«Nos hemos quedado solos en el mundo. No hay ninguna especie animal que se parezca verdaderamente a la nuestra, ya que somos únicos. Un abismo nos separa en cuerpo y, sobre todo, en mente del resto de las criaturas vivientes. Ningún otro mamífero es bípedo, ninguno controla y utiliza el fuego, ninguno escribe libros, ninguno viaja por el espacio, ninguno pinta cuadros y ninguno reza» . Estas palabras del paleontólogo Juan Luis Arsuaga, contenidas en su libro El collar del neandertal (2000), nos indican la importancia que ha tenido nuestra especie en el devenir del planeta desde su origen o al menos desde el momento en que nos planteamos preguntas tales como “¿quiénes somos?”, “¿de dónde venimos?” o “¿a dónde vamos?” hace aproximadamente unos 5 millones de años; cuestiones que, por cierto, aún hoy nos seguimos planteando. El proceso evolutivo del hombre ha estado indivisiblemente unido a su relación con el medio ambiente, cuyas transformaciones y efectos han sido determinantes no solo para nuestra existencia, sino también para las del propio planeta y su degradación hasta nuestros días.
La Conferencia de Naciones Unidas sobre el Cambio Climático (COP 26), celebrada hace unas pocas semanas en Glasgow, la Cumbre de París o el Protocolo de Kioto de 1997 muestran las consecuencias de esa relación tortuosa que ha establecido el hombre con el medio, del que no ha querido entender que su cuidado es fundamental para el presente y futuro de nuestra especie.
En unos 50 años, la pandemia de la COVID-19 será una anécdota comparada con los efectos devastadores de la subida de temperaturas en el planeta, donde los gases de efecto invernadero podrían causar que un tercio de los habitantes de la Tierra, unos 3.500 millones de personas, tuvieran que vivir irremediablemente en un clima similar al del desierto del Sáhara. Si esto los extrapolamos a territorios tan frágiles y sensibles al cambio climático como Canarias, los efectos pueden tener unas consecuencias difícilmente imaginables. En este momento, la reducción de la temperatura en menos de 1,5º C antes del 2030 es insuficiente para atajar el cambio climático y de eso son conscientes los estados, los cuales siguen anteponiendo sus intereses económicos a la propia amenaza real que supone la no adaptación a los mínimos exigidos por la comunidad científica.
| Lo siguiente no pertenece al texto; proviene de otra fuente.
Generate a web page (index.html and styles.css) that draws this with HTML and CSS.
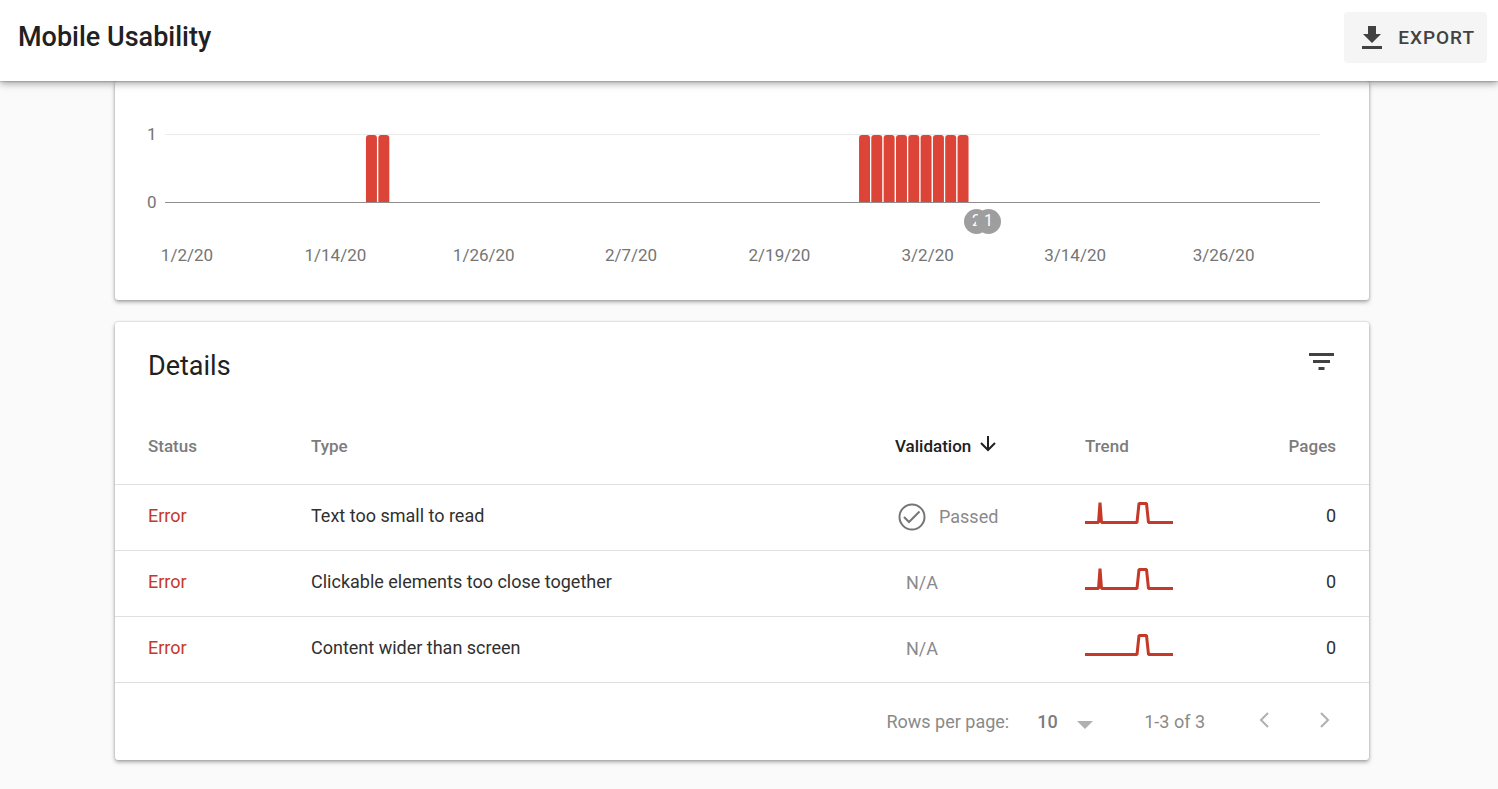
FILE: index.html
```html
<!DOCTYPE html>
<html lang="en">
<head>
<meta charset="utf-8">
<title>Mobile Usability</title>
<link rel="stylesheet" href="styles.css">
</head>
<body>
<header class="topbar">
  <h1 class="topbar-title">Mobile Usability</h1>
  <button class="export" type="button">
    <svg class="export-icon" width="28" height="28" viewBox="0 0 28 28" aria-hidden="true">
      <path d="M10 2h8v8h5l-9 9-9-9h5z"/><path d="M4 22h20v3H4z"/>
    </svg>
    <span>EXPORT</span>
  </button>
</header>

<main class="content">
  <section class="card chart-card" aria-label="Errors over time">
    <div class="y-axis"><span>1</span><span>0</span></div>
    <svg class="chart" width="100%" height="140">
      <rect class="grid-line" x="0" y="4" width="100%" height="1"/>
      <svg x="0" y="5" width="100%" height="68" class="bars">
        <rect x="17.4%" width="0.95%" height="80" rx="3"/>
        <rect x="18.47%" width="0.95%" height="80" rx="3"/>
        <rect x="60.09%" width="0.95%" height="80" rx="3"/>
        <rect x="61.15%" width="0.95%" height="80" rx="3"/>
        <rect x="62.22%" width="0.95%" height="80" rx="3"/>
        <rect x="63.29%" width="0.95%" height="80" rx="3"/>
        <rect x="64.35%" width="0.95%" height="80" rx="3"/>
        <rect x="65.42%" width="0.95%" height="80" rx="3"/>
        <rect x="66.49%" width="0.95%" height="80" rx="3"/>
        <rect x="67.55%" width="0.95%" height="80" rx="3"/>
        <rect x="68.62%" width="0.95%" height="80" rx="3"/>
      </svg>
      <rect class="axis-line" x="0" y="72" width="100%" height="1"/>
      <g class="markers">
        <circle cx="70.26%" cy="91.5" r="12.5"/><text x="70.26%" y="96">2</text>
        <circle cx="71.3%" cy="91.5" r="12.5"/><text x="71.3%" y="96">1</text>
      </g>
      <g class="x-labels">
        <text x="1.9%" y="131">1/2/20</text>
        <text x="14.75%" y="131">1/14/20</text>
        <text x="27.6%" y="131">1/26/20</text>
        <text x="40.35%" y="131">2/7/20</text>
        <text x="53.2%" y="131">2/19/20</text>
        <text x="66.03%" y="131">3/2/20</text>
        <text x="78.8%" y="131">3/14/20</text>
        <text x="91.65%" y="131">3/26/20</text>
      </g>
    </svg>
  </section>

  <section class="card">
    <div class="details-head">
      <h2 class="details-title">Details</h2>
      <button class="icon-button" type="button" aria-label="Filter">
        <svg width="26" height="18" viewBox="0 0 26 18" aria-hidden="true">
          <path d="M0 0h25v3H0zM4 7h17v3H4zM9.500 14h6v3h-6z"/>
        </svg>
      </button>
    </div>
    <table class="issues">
      <colgroup><col class="col-status"><col><col class="col-validation"><col class="col-trend"><col class="col-pages"></colgroup>
      <thead>
        <tr>
          <th scope="col">Status</th>
          <th scope="col">Type</th>
          <th scope="col" class="sorted" aria-sort="descending"><span class="sort">Validation
            <svg width="16" height="16" viewBox="0 0 16 16" aria-hidden="true"><path d="M8 0v14M1 7l7 7 7-7"/></svg></span></th>
          <th scope="col">Trend</th>
          <th scope="col" class="pages">Pages</th>
        </tr>
      </thead>
      <tbody>
        <tr>
          <td class="error">Error</td>
          <td>Text too small to read</td>
          <td class="validation"><span class="passed">
            <svg width="28" height="28" viewBox="0 0 28 28" aria-hidden="true"><circle cx="14" cy="14" r="12.5"/><path d="M6 14l5 5 10.500-10.500"/></svg>Passed</span></td>
          <td><svg class="trend" width="88" height="24" viewBox="0 0 88 24" aria-hidden="true"><path d="M0 21.500H13.500L15 1.500L16.500 21.500H52L54 2.500H61.500L63.500 21.500H88"/></svg></td>
          <td class="pages">0</td>
        </tr>
        <tr>
          <td class="error">Error</td>
          <td>Clickable elements too close together</td>
          <td class="validation na">N/A</td>
          <td><svg class="trend" width="88" height="24" viewBox="0 0 88 24" aria-hidden="true"><path d="M0 21.500H13.500L15 1.500L16.500 21.500H52L54 2.500H61.500L63.500 21.500H88"/></svg></td>
          <td class="pages">0</td>
        </tr>
        <tr>
          <td class="error">Error</td>
          <td>Content wider than screen</td>
          <td class="validation na">N/A</td>
          <td><svg class="trend" width="88" height="24" viewBox="0 0 88 24" aria-hidden="true"><path d="M0 21.500H52L54 2.500H61.500L63.500 21.500H88"/></svg></td>
          <td class="pages">0</td>
        </tr>
      </tbody>
    </table>
    <div class="pager">
      <label class="pager-label" for="rows">Rows per page:</label>
      <div class="pager-select">
        <select id="rows"><option>10</option><option>25</option><option>50</option></select>
        <svg width="16" height="8" viewBox="0 0 16 8" aria-hidden="true"><path d="M0 0h16L8 8z"/></svg>
      </div>
      <span class="pager-range">1-3 of 3</span>
      <button class="pager-button" type="button" aria-label="Previous page">
        <svg width="10" height="16" viewBox="0 0 10 16" aria-hidden="true"><path d="M9 1L2 8l7 7"/></svg>
      </button>
      <button class="pager-button" type="button" aria-label="Next page">
        <svg width="10" height="16" viewBox="0 0 10 16" aria-hidden="true"><path d="M1 1l7 7-7 7"/></svg>
      </button>
    </div>
  </section>
</main>
</body>
</html>
```
FILE: styles.css
```css
* { box-sizing: border-box; }

body {
  margin: 0;
  background: #fafafa;
  color: #303030;
  font: 400 18px/24px Roboto, sans-serif;
}

button {
  border: 0;
  background: none;
  padding: 0;
  color: inherit;
  font: inherit;
  cursor: pointer;
}

svg { display: block; }

.topbar {
  position: relative;
  z-index: 1;
  display: flex;
  justify-content: space-between;
  align-items: flex-start;
  padding: 12px 11px 18px 18px;
  background: #fff;
  box-shadow: 0 0 2px rgba(0, 0, 0, .4), 0 2px 8px rgba(0, 0, 0, .4);
}

.topbar-title {
  margin: 0;
  color: #212121;
  font-size: 27px;
  font-weight: 500;
  line-height: 51px;
}

.export {
  display: flex;
  align-items: center;
  gap: 12px;
  height: 51px;
  padding: 0 12px 0 14px;
  border-radius: 4px;
  background: #f5f5f5;
  color: #424242;
  font-size: 19px;
  font-weight: 500;
  letter-spacing: 1px;
}

.export-icon { fill: #424242; }

.content {
  display: flex;
  flex-direction: column;
  gap: 22px;
  padding: 0 129px 28px 115px;
}

.card {
  border-radius: 3px;
  background: #fff;
  box-shadow: 0 0 2px rgba(0, 0, 0, .2), 0 2px 4px rgba(0, 0, 0, .35);
}

.chart-card {
  display: flex;
  padding: 49px 49px 30px 32px;
}

.y-axis {
  display: flex;
  flex: none;
  flex-direction: column;
  gap: 44px;
  width: 18px;
  margin-top: -8px;
  color: #757575;
  font-size: 17px;
}

.chart {
  flex: 1;
  min-width: 0;
  overflow: visible;
  font-size: 17px;
}

.grid-line { fill: #ebebeb; }
.axis-line { fill: #8e8e8e; }
.bars { fill: #db4437; }
.markers circle { fill: #9e9e9e; }
.markers text { fill: #fff; font-size: 16px; text-anchor: middle; }
.x-labels text { fill: #757575; text-anchor: middle; }

.details-head {
  display: flex;
  justify-content: space-between;
  align-items: center;
  padding: 24px 34px 0 33px;
}

.details-title {
  margin: 0;
  color: #212121;
  font-size: 27px;
  font-weight: 400;
  line-height: 40px;
}

.icon-button { padding-bottom: 8px; }
.icon-button svg { fill: #424242; }

.issues {
  width: 100%;
  margin-top: 22px;
  border-collapse: collapse;
  table-layout: fixed;
}

.col-status { width: 196px; }
.col-validation { width: 190px; }
.col-trend, .col-pages { width: 142px; }

.issues th {
  height: 76px;
  padding: 0;
  color: #7c7c7c;
  font-size: 17px;
  font-weight: 500;
  text-align: left;
}

.issues td {
  height: 66px;
  padding: 0 0 2px;
  border-top: 1px solid #e0e0e0;
}

.issues th:first-child,
.issues td:first-child { padding-left: 33px; }

.issues .pages {
  padding-right: 33px;
  text-align: right;
}

.issues .sorted { color: #212121; }

.sort {
  display: flex;
  align-items: center;
  gap: 9px;
}

.sort svg {
  margin-bottom: 4px;
  fill: none;
  stroke: #212121;
  stroke-width: 2;
}

.issues .error { color: #c53929; }

.issues .validation {
  padding: 0;
  color: #8a8a8a;
}

.issues .na { padding-left: 11px; }

.passed {
  display: flex;
  align-items: center;
  gap: 13px;
  padding-left: 3px;
}

.passed svg {
  fill: none;
  stroke: #757575;
  stroke-width: 2;
}

.trend {
  margin-bottom: 6px;
  fill: none;
  stroke: #c53929;
  stroke-width: 3;
  stroke-linejoin: bevel;
}

.pager {
  display: flex;
  justify-content: flex-end;
  align-items: center;
  padding: 27px 39px 26px 0;
  border-top: 1px solid #e0e0e0;
  color: #8a8a8a;
}

.pager-select {
  display: flex;
  align-items: center;
  margin: 0 51px 0 28px;
}

.pager-select select {
  appearance: none;
  width: 56px;
  margin-right: -16px;
  padding: 0;
  border: 0;
  background: none;
  color: #7c7c7c;
  font: 500 18px/24px Roboto, sans-serif;
}

.pager-select svg {
  margin-top: 6px;
  pointer-events: none;
  fill: #b0b0b0;
}

.pager-range { margin-right: 54px; }

.pager-button {
  padding: 0 0 4px;
}

.pager-button + .pager-button { margin-left: 51px; }

.pager-button svg {
  fill: none;
  stroke: #b0b0b0;
  stroke-width: 2;
}
```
Y es que no se trata de negociar, como argumentan muchos activistas climáticos, sino de actuar y cumplir con los objetivos marcados hace ya más de tres décadas. El problema del clima no se puede convertir en un mercado entre países para ver quien aporta dinero para no seguir talando árboles en el Brasil, aliviar la deuda verde de los países pobres o cumplir con la transición climática que debe llevarse a cabo en los países del sur del globo. El cambio climático es real y el compromiso para solucionarlo no se debe medir por países, sino por acuerdos multilaterales amparados en el derecho internacional que garanticen su cumplimiento, cuestión fundamental de la que depende nuestra propia existencia como especie.
Como dice el biólogo y paleontólogo José María Bermúdez de Castro en su libro Dioses y Mendigos (2021): «…nuestra mente, por muy extraordinaria que nos parezca, no ha evitado que nos encontremos ante una situación muy compleja, llena de interrogantes y problemas a los que no es sencillo dar una solución. Si fuera tan excepcional, no estaríamos con la preocupación del cambio climático en ciernes que ha provocado nuestra inteligencia, que no debe ser tan avanzada como creemos».
Premonitoria es igualmente la respuesta que dio Stephen Hawking sobre lo que pensaba sobre el cambio climático en una entrevista a TVE en el 2014 durante el Festival Internacional Starmus, celebrado en Tenerife en el 2014: «…en caso de que nuestra especie supere los próximos cien años…».